After serving in the U.S. Marines for 30 years and traveling the world, Haney and his wife returned to Missouri in 1990, settling into a routine at their Helen Street home. He installed a flagpole on the lawn, where he raises the flag daily at 8 a.m. and lowers it at sunset. He usually folds it into a neat triangle and sets it on the grandfather clock in his living room. But on rainy days, like Friday, he puts the flag on a hanger so it will dry before morning.

At 6:30 p.m. today, members of the American Legion will perform a mock ceremony to demonstrate proper flag disposal in the dining hall of the Missouri Veterans Home, according to John Powers, a Navy veteran who served during the Korean War.

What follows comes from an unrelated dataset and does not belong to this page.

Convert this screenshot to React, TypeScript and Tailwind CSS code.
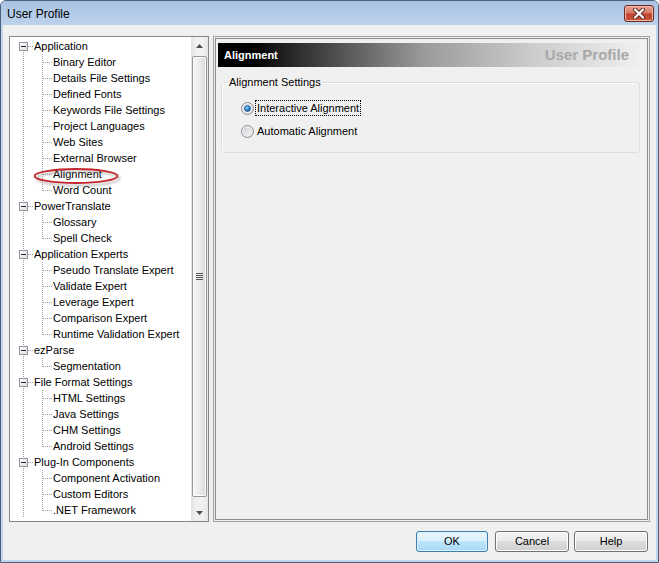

He said the demonstration is open to the public and intended "to bring attention to the flag and to make sure respect is shown. When they're worn out it shouldn't be like throwing an old pair of shoes away."

Haney served on more color guards as a master gunnery sergeant than he can count, sometimes as the rifleman, sometimes as the flag man.

He can recite from memory many rules for proper flag display. A flag should be lowered slowly and reverently, he said, but raised briskly, because it wants to fly freely. When displayed on a wall, the starry blue field should always be on the observer's left.

He said people should understand a flag should never be left overnight on an unlighted pole, or allowed to touch the ground or get faded and frayed. It bothers him when people neglect to properly display or dispose of flags.

Bob Neff said he's proud to display a 15-by-25-foot flag constantly -- and well-lighted at night -- at his Ford Groves dealership.

"We try to get every last day out of the flag," he said. "We'll get calls when it starts to get weathered to take it down."

He replaces it two or three times a year and said two people are needed to get it off the aluminum flagpole -- three if it's windy. The pole has never broken.

"I swear to God, I've looked at it and thought, man, it's going to snap," he said, adding, "It was welded after stretch marks were noticed."

Waubeka, Wis., claims to be the birthplace of Flag Day, because teacher Bernard John Cigrand starting pushing for flag awareness in 1893. The National Flag Day Foundation is based there, and a parade with more than 100 entries is planned for today.

Flag Day marks the anniversary of the June 14, 1777, Flag Resolution adopting the Stars and Stripes as the national flag. President Woodrow Wilson proclaimed June 14 Flag Day in 1916. President Harry Truman signed the 1949 bill making June 14 an annual National Flag Day.